By default, Container Service for Kubernetes (ACK) clusters are installed with the NVIDIA driver of version 418.87.01. If your CUDA Toolkit requires a higher version of the NVIDIA driver, you must specify a custom NVIDIA driver version for the cluster nodes. This topic describes how to use a node pool to create a node with a custom NVIDIA driver version.

Benefits

This solution allows you to manage the NVIDIA drivers of different nodes in batches. The following two scenarios are covered:

  • Node Pool A consists of nodes on which you want to install the NVIDIA driver of version 418.181.07. To schedule a task to a node that runs the NVIDIA driver of version 418.181.07, you need only to set the selector of the task to the label of Node Pool A.
  • You manage cluster nodes in two groups: A and B. You want to install the NVIDIA driver of version 418.181.07 in Group A and the NVIDIA driver of version 450.102.0 in Group B. In this case, you can add nodes in Group A to Node Pool A and nodes in Group B to Node Pool B.

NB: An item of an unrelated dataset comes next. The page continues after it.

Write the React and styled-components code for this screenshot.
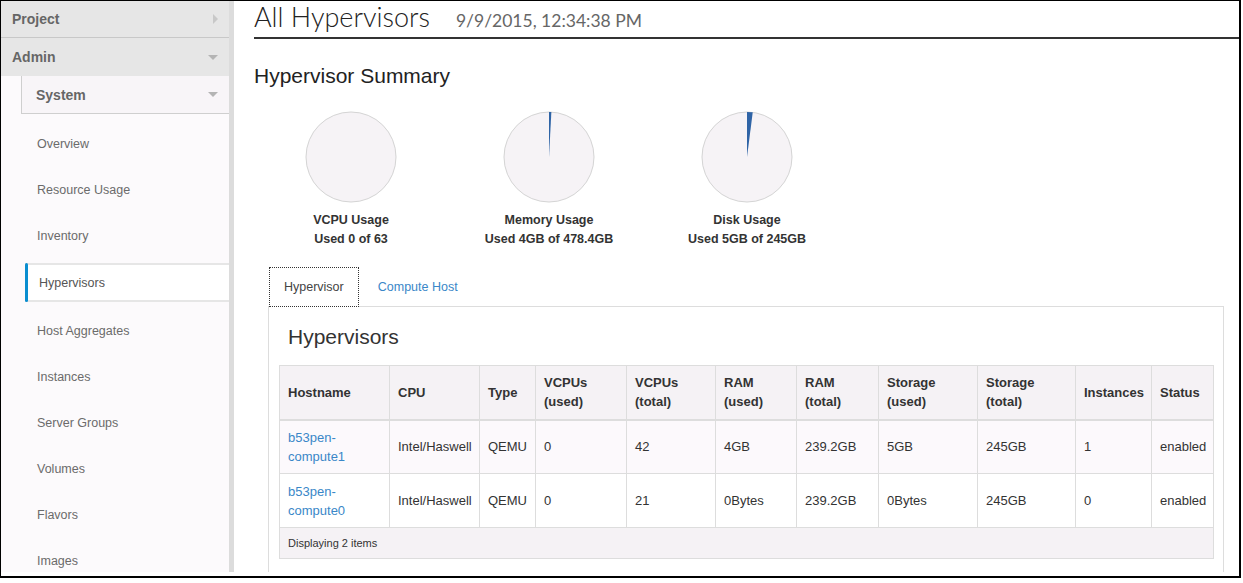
import React from "react";
import styled, { createGlobalStyle, css } from "styled-components";

const Global = createGlobalStyle`
  html, body { margin: 0; padding: 0; background: #fff; }
  body { font-family: "Liberation Sans", Arial, sans-serif; }
  * { box-sizing: border-box; }
`;

const Frame = styled.div`
  width: 1241px;
  height: 578px;
  border-style: solid;
  border-color: #000;
  border-width: 1px 2px 2px 1px;
  background: #fff;
`;

const Viewport = styled.div`
  display: flex;
  height: 571px;
  overflow: hidden;
`;

/* ---------- Sidebar ---------- */
const Sidebar = styled.nav`
  display: flex;
  flex: none;
  height: 100%;
`;

const SideNav = styled.div`
  width: 228px;
  background: #fcfafc;
`;

const ScrollTrack = styled.div`
  width: 5px;
  background: #dcdcdc;
`;

const Section = styled.div`
  display: flex;
  align-items: center;
  justify-content: space-between;
  height: ${(p) => p.$h}px;
  padding: 0 11px 0 ${(p) => p.$pl}px;
  margin-left: ${(p) => p.$ml || 0}px;
  background: ${(p) => p.$bg};
  font-size: 14px;
  font-weight: bold;
  color: #666;
  ${(p) => p.$divider && css`border-bottom: 1px solid #c8c8c8;`}
  ${(p) => p.$boxed && css`
    border-left: 1px solid #cfcfcf;
    border-bottom: 1px solid #cfcfcf;
  `}
`;

const CaretRight = styled.span`
  width: 0;
  height: 0;
  border-top: 5px solid transparent;
  border-bottom: 5px solid transparent;
  border-left: 5px solid #c8c8c8;
`;

const CaretDown = styled.span`
  width: 0;
  height: 0;
  border-left: 5px solid transparent;
  border-right: 5px solid transparent;
  border-top: 5px solid #b4b4b4;
`;

const NavList = styled.ul`
  list-style: none;
  margin: 0 0 0 24px;
  padding: 7px 0 0;
`;

const NavItem = styled.li`
  position: relative;
  display: flex;
  align-items: center;
  height: 46px;
  padding-left: 12px;
  font-size: 12.5px;
  color: #6b6b6b;
  ${(p) => p.$active && css`
    height: 39px;
    margin: 4px 0 6px;
    padding-left: 14px;
    background: #fff;
    border-top: 2px solid #e6e6e6;
    border-bottom: 2px solid #e6e6e6;
    color: #555;
    &::before {
      content: "";
      position: absolute;
      left: 0;
      top: -2px;
      bottom: -2px;
      width: 3px;
      border-radius: 2px;
      background: #0a8ed0;
    }
  `}
`;

/* ---------- Main ---------- */
const Main = styled.main`
  flex: 1;
  min-width: 0;
`;

const PageHeader = styled.header`
  display: flex;
  align-items: baseline;
  height: 38px;
  margin-left: 20px;
  padding-top: 2px;
  border-bottom: 2px solid #333;
`;

const PageTitle = styled.h1`
  margin: 0;
  font-family: Lato, "Liberation Sans", sans-serif;
  font-weight: 300;
  font-size: 27px;
  line-height: 28px;
  color: #222;
`;

const Stamp = styled.span`
  margin-left: 26px;
  font-family: Lato, "Liberation Sans", sans-serif;
  font-size: 17.5px;
  line-height: 28px;
  color: #666;
`;

const SummaryTitle = styled.h2`
  margin: 25px 0 0 20px;
  font-size: 21px;
  font-weight: normal;
  line-height: 24px;
  color: #222;
`;

const PieRow = styled.div`
  display: flex;
  margin: 23px 0 0 18px;
`;

const PieCard = styled.div`
  width: 198px;
  display: flex;
  flex-direction: column;
  align-items: center;
`;

const PieLabel = styled.div`
  margin-top: 8px;
  font-size: 12.5px;
  font-weight: bold;
  line-height: 19px;
  color: #333;
  text-align: center;
`;

const TabBar = styled.div`
  display: flex;
  margin: 18px 15px 0 34px;
  border-bottom: 1px solid #ddd;
  height: 40px;
`;

const Tab = styled.div`
  display: flex;
  align-items: center;
  height: ${(p) => (p.$active ? 40 : 39)}px;
  padding: 0 14px;
  font-size: 12.5px;
  ${(p) =>
    p.$active
      ? css`
          margin-left: 1px;
          border: 1px dotted #333;
          background: #fff;
          color: #444;
        `
      : css`
          margin-left: 5px;
          color: #3a87c8;
        `}
`;

const Panel = styled.section`
  display: flow-root;
  margin: 0 15px 0 34px;
  padding: 0 10px 14px;
  border: 1px solid #ddd;
  border-top: none;
`;

const PanelTitle = styled.h3`
  margin: 18px 0 16px 9px;
  font-size: 21px;
  font-weight: normal;
  line-height: 24px;
  color: #333;
`;

const Table = styled.table`
  width: 100%;
  table-layout: fixed;
  border-collapse: collapse;
`;

const HeadRow = styled.tr`
  height: 54px;
`;

const Th = styled.th`
  padding: 0 8px;
  text-align: left;
  vertical-align: middle;
  font-size: 13px;
  font-weight: bold;
  line-height: 19px;
  color: #333;
  white-space: nowrap;
  background: #f5f2f5;
  border: 1px solid #ddd;
  border-bottom: 2px solid #ddd;
`;

const BodyRow = styled.tr`
  height: 54px;
  background: ${(p) => (p.$odd ? "#fcf9fc" : "#fff")};
`;

const Td = styled.td`
  padding: 0 8px;
  vertical-align: middle;
  font-size: 13px;
  line-height: 19px;
  color: #333;
  border: 1px solid #ddd;
`;

const HostLink = styled.a`
  color: #3a87c8;
  text-decoration: none;
`;

const FootRow = styled.tr`
  height: 31px;
`;

const FootCell = styled.td`
  padding: 0 8px;
  font-size: 11px;
  color: #333;
  background: #f5f2f5;
  border: 1px solid #ddd;
`;

/* ---------- Pie ---------- */
function Pie({ fraction }) {
  const r = 45;
  const cx = 46;
  const cy = 46;
  let slice = null;
  if (fraction > 0) {
    const a = fraction * 2 * Math.PI;
    const x = cx + r * Math.sin(a);
    const y = cy - r * Math.cos(a);
    slice = (
      <path
        d={`M${cx} ${cy} L${cx} ${cy - r} A${r} ${r} 0 0 1 ${x.toFixed(2)} ${y.toFixed(2)} Z`}
        fill="#2f64a6"
      />
    );
  }
  return (
    <svg width="92" height="92" viewBox="0 0 92 92">
      <circle cx={cx} cy={cy} r={r} fill="#f6f3f6" stroke="#d4d4d4" strokeWidth="1" />
      {slice}
    </svg>
  );
}

const navItems = [
  "Overview",
  "Resource Usage",
  "Inventory",
  "Hypervisors",
  "Host Aggregates",
  "Instances",
  "Server Groups",
  "Volumes",
  "Flavors",
  "Images",
];

const pies = [
  { title: "VCPU Usage", sub: "Used 0 of 63", f: 0 },
  { title: "Memory Usage", sub: "Used 4GB of 478.4GB", f: 4 / 478.4 },
  { title: "Disk Usage", sub: "Used 5GB of 245GB", f: 5 / 245 },
];

const colWidths = [110, 90, 56, 91, 89, 81, 82, 99, 98, 76, 62];

const headers = [
  ["Hostname"],
  ["CPU"],
  ["Type"],
  ["VCPUs", "(used)"],
  ["VCPUs", "(total)"],
  ["RAM", "(used)"],
  ["RAM", "(total)"],
  ["Storage", "(used)"],
  ["Storage", "(total)"],
  ["Instances"],
  ["Status"],
];

const rows = [
  ["compute1", "Intel/Haswell", "QEMU", "0", "42", "4GB", "239.2GB", "5GB", "245GB", "1", "enabled"],
  ["compute0", "Intel/Haswell", "QEMU", "0", "21", "0Bytes", "239.2GB", "0Bytes", "245GB", "0", "enabled"],
];

export default function App() {
  return (
    <>
      <Global />
      <Frame>
        <Viewport>
          <Sidebar>
            <SideNav>
              <Section $h={37} $pl={11} $bg="#e6e6e6" $divider>
                <span>Project</span>
                <CaretRight />
              </Section>
              <Section $h={38} $pl={11} $bg="#e6e6e6">
                <span>Admin</span>
                <CaretDown />
              </Section>
              <Section $h={38} $pl={14} $ml={20} $bg="#f8f5f8" $boxed>
                <span>System</span>
                <CaretDown />
              </Section>
              <NavList>
                {navItems.map((n) => (
                  <NavItem key={n} $active={n === "Hypervisors"}>
                    {n}
                  </NavItem>
                ))}
              </NavList>
            </SideNav>
            <ScrollTrack />
          </Sidebar>

          <Main>
            <PageHeader>
              <PageTitle>All Hypervisors</PageTitle>
              <Stamp>9/9/2015, 12:34:38 PM</Stamp>
            </PageHeader>

            <SummaryTitle>Hypervisor Summary</SummaryTitle>
            <PieRow>
              {pies.map((p) => (
                <PieCard key={p.title}>
                  <Pie fraction={p.f} />
                  <PieLabel>
                    {p.title}
                    <br />
                    {p.sub}
                  </PieLabel>
                </PieCard>
              ))}
            </PieRow>

            <TabBar>
              <Tab $active>Hypervisor</Tab>
              <Tab>Compute Host</Tab>
            </TabBar>
            <Panel>
              <PanelTitle>Hypervisors</PanelTitle>
              <Table>
                <colgroup>
                  {colWidths.map((w, i) => (
                    <col key={i} style={{ width: w }} />
                  ))}
                </colgroup>
                <thead>
                  <HeadRow>
                    {headers.map((h, i) => (
                      <Th key={i}>
                        {h[0]}
                        {h[1] && (
                          <>
                            <br />
                            {h[1]}
                          </>
                        )}
                      </Th>
                    ))}
                  </HeadRow>
                </thead>
                <tbody>
                  {rows.map((r, ri) => (
                    <BodyRow key={ri} $odd={ri === 0}>
                      <Td>
                        <HostLink href="#">
                          b53pen-
                          <br />
                          {r[0]}
                        </HostLink>
                      </Td>
                      {r.slice(1).map((c, ci) => (
                        <Td key={ci}>{c}</Td>
                      ))}
                    </BodyRow>
                  ))}
                </tbody>
                <tfoot>
                  <FootRow>
                    <FootCell colSpan={11}>Displaying 2 items</FootCell>
                  </FootRow>
                </tfoot>
              </Table>
            </Panel>
          </Main>
        </Viewport>
      </Frame>
    </>
  );
}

Step 1: Determine the NVIDIA driver version

Note
  • To upgrade the NVIDIA driver for a node, you must remove the node from its cluster and add the node back to the cluster. When the node is added to the cluster, the operating system of the node is reinstalled and the NVIDIA driver of the specified version is installed. Before you perform the upgrade, make sure that no task is running on the node and critical data is backed up.
  • To lower risk of failures, we recommend that you first upgrade the NVIDIA driver for one node. If no error occurs during this process, you can then perform the upgrade on multiple nodes.
You must consider which CUDA Toolkit versions are compatible with the NVIDIA driver version that you want to use. The following figure displays a list of CUDA Toolkit versions and the compatible NVIDIA driver versions.
Note By default, ACK clusters are installed with the NVIDIA driver of version 418.87.01.
1

For more information, see CUDA compatibility.

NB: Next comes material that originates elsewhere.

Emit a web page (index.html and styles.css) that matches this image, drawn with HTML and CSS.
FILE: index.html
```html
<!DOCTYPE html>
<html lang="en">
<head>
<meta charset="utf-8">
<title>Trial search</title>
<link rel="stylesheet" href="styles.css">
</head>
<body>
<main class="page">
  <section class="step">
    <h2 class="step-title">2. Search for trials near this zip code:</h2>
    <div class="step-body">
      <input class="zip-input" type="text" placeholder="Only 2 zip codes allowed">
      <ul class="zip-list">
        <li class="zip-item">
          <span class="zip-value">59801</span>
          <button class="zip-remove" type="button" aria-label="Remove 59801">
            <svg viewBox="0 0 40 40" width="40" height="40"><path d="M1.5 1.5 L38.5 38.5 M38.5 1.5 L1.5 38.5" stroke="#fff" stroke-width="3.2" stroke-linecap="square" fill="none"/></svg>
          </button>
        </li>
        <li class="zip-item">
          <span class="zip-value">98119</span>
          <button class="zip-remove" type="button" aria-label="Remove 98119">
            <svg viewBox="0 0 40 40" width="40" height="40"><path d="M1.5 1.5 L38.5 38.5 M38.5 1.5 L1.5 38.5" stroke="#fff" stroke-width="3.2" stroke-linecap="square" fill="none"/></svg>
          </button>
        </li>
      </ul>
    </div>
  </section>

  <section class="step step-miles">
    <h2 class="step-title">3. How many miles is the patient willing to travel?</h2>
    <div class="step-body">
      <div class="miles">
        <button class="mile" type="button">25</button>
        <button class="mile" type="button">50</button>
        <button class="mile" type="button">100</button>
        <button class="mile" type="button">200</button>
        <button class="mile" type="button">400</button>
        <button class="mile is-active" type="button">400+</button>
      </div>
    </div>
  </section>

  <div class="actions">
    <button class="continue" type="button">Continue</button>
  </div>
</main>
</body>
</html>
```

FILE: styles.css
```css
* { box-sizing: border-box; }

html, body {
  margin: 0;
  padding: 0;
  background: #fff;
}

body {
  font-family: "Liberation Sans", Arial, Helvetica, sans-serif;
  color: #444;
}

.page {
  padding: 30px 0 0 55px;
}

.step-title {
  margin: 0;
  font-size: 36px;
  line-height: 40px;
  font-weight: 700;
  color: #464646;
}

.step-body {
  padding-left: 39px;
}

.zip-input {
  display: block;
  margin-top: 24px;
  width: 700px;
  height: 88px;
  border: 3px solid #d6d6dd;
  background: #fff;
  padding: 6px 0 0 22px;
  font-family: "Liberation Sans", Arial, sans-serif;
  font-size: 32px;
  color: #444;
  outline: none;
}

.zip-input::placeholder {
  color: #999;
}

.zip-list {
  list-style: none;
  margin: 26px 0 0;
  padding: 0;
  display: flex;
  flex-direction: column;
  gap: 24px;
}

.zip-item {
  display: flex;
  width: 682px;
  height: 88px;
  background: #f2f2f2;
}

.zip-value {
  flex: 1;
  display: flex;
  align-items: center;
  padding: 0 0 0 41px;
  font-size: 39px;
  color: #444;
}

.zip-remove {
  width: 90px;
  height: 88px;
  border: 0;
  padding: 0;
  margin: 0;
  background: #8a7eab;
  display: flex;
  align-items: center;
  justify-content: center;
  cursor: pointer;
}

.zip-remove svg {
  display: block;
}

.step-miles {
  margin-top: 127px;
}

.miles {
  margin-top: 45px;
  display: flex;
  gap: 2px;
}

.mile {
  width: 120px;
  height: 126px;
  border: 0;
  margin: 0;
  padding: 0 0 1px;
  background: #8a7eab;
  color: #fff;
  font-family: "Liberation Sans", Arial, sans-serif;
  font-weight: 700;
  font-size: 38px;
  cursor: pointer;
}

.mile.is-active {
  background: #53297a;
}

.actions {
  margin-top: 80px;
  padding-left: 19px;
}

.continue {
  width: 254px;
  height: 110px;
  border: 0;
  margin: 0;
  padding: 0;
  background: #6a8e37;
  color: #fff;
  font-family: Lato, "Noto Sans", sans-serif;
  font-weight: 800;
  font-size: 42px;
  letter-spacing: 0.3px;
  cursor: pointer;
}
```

Step 2: Create a node pool and specify the NVIDIA driver version

Method 1: Select an NVIDIA driver version provided by ACK

The following example shows how to set the NVIDIA driver version to 418.181.07:

  1. Log on to the ACK console.
  2. In the left-side navigation pane of the ACK console, click Clusters.
  3. On the Clusters page, find the cluster that you want to manage and click the name of the cluster or click Details in the Actions column. The details page of the cluster appears.
  4. In the left-side navigation pane of the details page, choose Nodes > Node Pools.
  5. In the upper-right corner of the Node Pools page, click Create Node Pool.
  6. In the Create Node Pool dialog box, set the required parameters. For more information about the parameters, see Create a dedicated Kubernetes cluster. The following section describes some of the parameters:
    1. Click Show Advanced Options.
    2. In the Node Label section, click 1, set Key to ack.aliyun.com/nvidia-driver-version, and then set Value to 418.181.07.

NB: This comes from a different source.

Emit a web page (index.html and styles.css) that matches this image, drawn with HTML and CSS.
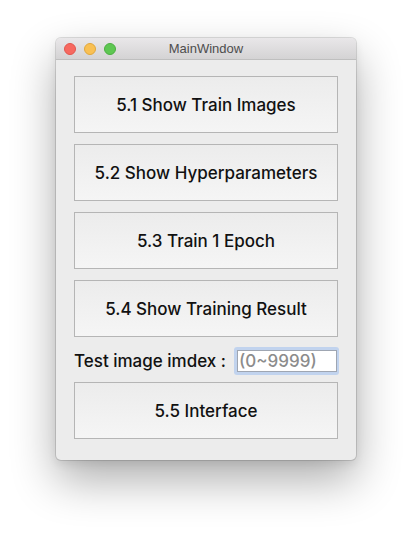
FILE: index.html
```html
<!DOCTYPE html>
<html>
<head>
<meta charset="utf-8">
<link rel="stylesheet" href="styles.css">
</head>
<body>
<div class="window">
  <div class="titlebar">
    <div class="lights">
      <span class="light red"></span>
      <span class="light yellow"></span>
      <span class="light green"></span>
    </div>
    <div class="title">MainWindow</div>
  </div>
  <div class="content">
    <button class="btn">5.1 Show Train Images</button>
    <button class="btn">5.2 Show Hyperparameters</button>
    <button class="btn">5.3 Train 1 Epoch</button>
    <button class="btn">5.4 Show Training Result</button>
    <div class="row">
      <label class="label">Test image imdex :</label>
      <div class="input-ring"><input class="input" placeholder="(0~9999)"></div>
    </div>
    <button class="btn last">5.5 Interface</button>
  </div>
</div>
</body>
</html>
```
FILE: styles.css
```css
html, body {
  margin: 0;
  padding: 0;
  background: #ffffff;
}
body {
  width: 412px;
  height: 534px;
  overflow: hidden;
  font-family: Inter, "Liberation Sans", Arial, sans-serif;
}
.window {
  margin: 38px 0 0 56px;
  width: 300px;
  height: 422px;
  box-sizing: border-box;
  border-radius: 5px;
  background: #ececec;
  box-shadow: 0 0 0 1px rgba(0,0,0,0.12), 0 20px 45px rgba(0,0,0,0.32), 0 4px 10px rgba(0,0,0,0.08);
  overflow: hidden;
  display: flex;
  flex-direction: column;
}
.titlebar {
  position: relative;
  height: 21px;
  flex: none;
  background: linear-gradient(#e9e7e9, #d4d3d4);
  border-bottom: 1px solid #bfbfbf;
  display: flex;
  align-items: center;
  justify-content: center;
}
.lights {
  position: absolute;
  left: 8px;
  top: 5px;
  display: flex;
  gap: 8px;
}
.light {
  width: 12px;
  height: 12px;
  border-radius: 50%;
  box-sizing: border-box;
}
.red { background: #f76960; border: 1px solid #e2564e; }
.yellow { background: #f9c053; border: 1px solid #e0a73c; }
.green { background: #5ec752; border: 1px solid #4cae41; }
.title {
  font-family: "Liberation Sans", Arial, sans-serif;
  font-size: 13px;
  color: #4d4d4d;
  line-height: 21px;
}
.content {
  padding: 16px 18px 0 18px;
  display: flex;
  flex-direction: column;
}
.btn {
  height: 57px;
  margin: 0 0 11px 0;
  padding: 0;
  box-sizing: border-box;
  border: 1px solid #b5b5b5;
  border-radius: 0;
  background: linear-gradient(#ececec, #f5f5f5);
  font-family: Inter, "Liberation Sans", Arial, sans-serif;
  font-weight: 500;
  font-size: 17px;
  color: #111111;
}
.btn.last { margin: 0; }
.row {
  height: 28px;
  margin: -1px 0 7px 0;
  display: flex;
  align-items: center;
  justify-content: space-between;
}
.label {
  font-weight: 500;
  font-size: 17px;
  color: #111111;
}
.input-ring {
  width: 105px;
  height: 28px;
  box-sizing: border-box;
  border-radius: 3px;
  background: #c1d3ee;
  padding: 3px 2px 3px 3px;
  margin-right: -1px;
}
.input {
  width: 100%;
  height: 100%;
  box-sizing: border-box;
  border: 1px solid #9fa6b2;
  background: #ffffff;
  padding: 0 0 0 1px;
  margin: 0;
  outline: none;
  font-family: Inter, "Liberation Sans", Arial, sans-serif;
  font-weight: 500;
  font-size: 17px;
}
.input::placeholder {
  color: #8c8c8c;
}
```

      ACK provides the following NVIDIA driver versions:

      • 418.181.07
      • 450.102.04
      • 460.32.03
      • 470.57.02
    3. After you set the parameters, click Confirm Order.

Method 2: Use a custom NVIDIA driver version

Custom driver version

The following example shows how to upload the NVIDIA-Linux-x86_64-460.32.03.run file to specify a custom driver version. You can download NVIDIA driver files from the NVIDIA official website.

Note The NVIDIA-Linux-x86_64-460.32.03.run file must be stored in the root directory of the specified Object Storage Service (OSS) bucket.
  1. Create an OSS bucket in the OSS console. For more information, see Create buckets.
  2. Upload the NVIDIA-Linux-x86_64-460.32.03.run file to the OSS bucket. For more information, see Upload objects.
  3. After the file is uploaded to the bucket, click Files in the left-side navigation pane of the bucket details page.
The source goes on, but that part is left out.